Status: Reviewed & tested by the community » Fixed

Committed and pushed 17c15fb to 8.3.x and 1598399 to 8.2.x. Thanks!

As migrate is still experimental committing to both branches.

  • alexpott committed 17c15fb on 8.3.x
    Issue #2783075 by phenaproxima, claudiu.cristea, ohthehugemanatee, chx,...

  • alexpott committed 1598399 on 8.2.x
    Issue #2783075 by phenaproxima, claudiu.cristea, ohthehugemanatee, chx,...
neclimdul’s picture

Status: Fixed » Needs work
+++ b/core/modules/migrate/tests/src/Unit/process/DownloadTest.php
@@ -0,0 +1,128 @@
+namespace Drupal\Tests\migrate\Unit\process;
...
+use Drupal\KernelTests\Core\File\FileTestBase;
...
+class DownloadTest extends FileTestBase {

FileTestBase is not a unit test so this is not a unit test. phpunit --testsuite=unit is broken as it requires a database after this commit.

claudiu.cristea’s picture

Status: Needs work » Needs review
FileSize
696 bytes

@neclimdul, that's right

claudiu.cristea’s picture

Title: Add a "download" process plugin, remove remote capability from FileCopy » Followup: Add a "download" process plugin, remove remote capability from FileCopy
phenaproxima’s picture

Status: Needs review » Reviewed & tested by the community

Preemptively re-RTBC on the assumption that Drupal CI will pass it.

neclimdul’s picture

+1. Manually tested and all is well. Thanks for the quick follow up.

alexpott’s picture

Title: Followup: Add a "download" process plugin, remove remote capability from FileCopy » Add a "download" process plugin, remove remote capability from FileCopy
Status: Reviewed & tested by the community » Fixed

Committed and pushed 9e822c0 to 8.3.x and b22f95a to 8.2.x. Thanks!

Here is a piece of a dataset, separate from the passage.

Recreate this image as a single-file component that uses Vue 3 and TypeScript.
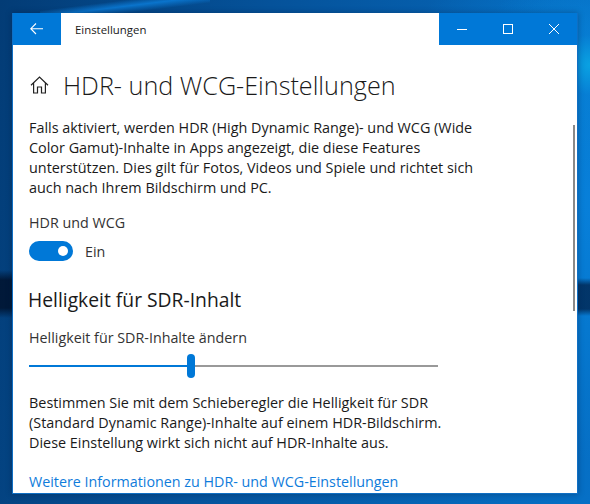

Opening a new issue would have been better tbh - this just pollutes the history because now there are two commits with the same title :(

  • alexpott committed 1d24d52 on 8.3.x
    Issue #2783075 by claudiu.cristea: Followup: Add a "download" process...

  • alexpott committed b22f95a on 8.2.x
    Issue #2783075 by claudiu.cristea: Followup: Add a "download" process...

Status: Fixed » Closed (fixed)

Automatically closed - issue fixed for 2 weeks with no activity.